We’re very lucky we were able to acquire the building next door, because that allowed us to run out of two buildings for about six months. We stayed in our old building while we renovated the new building. We added the new equipment to the new building section by section—for example, when we had the new generators up and running in the new building, we brought the old generator over.

And when we got the new polishers running in the new building, we brought the old polishers over. We actually had less than three hours’ downtime over the entire process. There were multiple days when we worked around the clock, but we only had one IT outage for a couple of hours on a Saturday morning. It wasn’t easy. We worked hard, but that’s what you have to do.

The equipment manufacturers help us, but keep in mind that they’re out to sell equipment. You’ve got to look out into the market, you’ve got to look at what your needs are, and we appreciate what they suggest, but sometimes the lab owners know what’s best for them and their market.
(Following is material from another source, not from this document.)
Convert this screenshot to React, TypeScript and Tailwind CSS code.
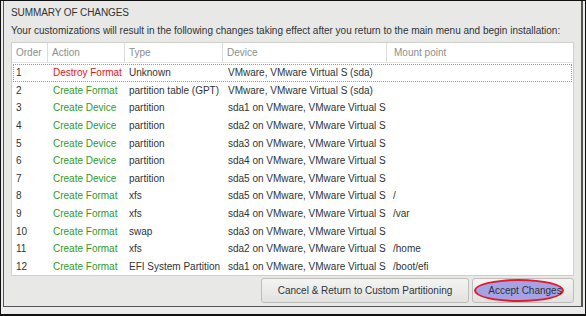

We were very lucky that we had an excellent contractor. We’ve worked with the same trades for years, and the same trades came through for us and they worked very hard—electrical, IT, our shelving people.

Right now our entire lab is automated, from blocking to surfacing, to hard coating and to the mapper, everything is online and nobody touches a lens. We’re busy—currently we’re running our lab five days a week, 18 hours per day, and we’re doing a shift on Saturdays as well. 100 percent of production goes on the freeform line, conventional and freeform lenses regardless of brand, and then we’ve got a large coating lab as well with full dip coating and AR.

Since the expansion in 2008, we’re probably up 400 percent to 500 percent. Plus, between 2008 and now, our customers have come to expect better quality, better service, and faster delivery time. The bar just keeps getting higher and higher all the time.”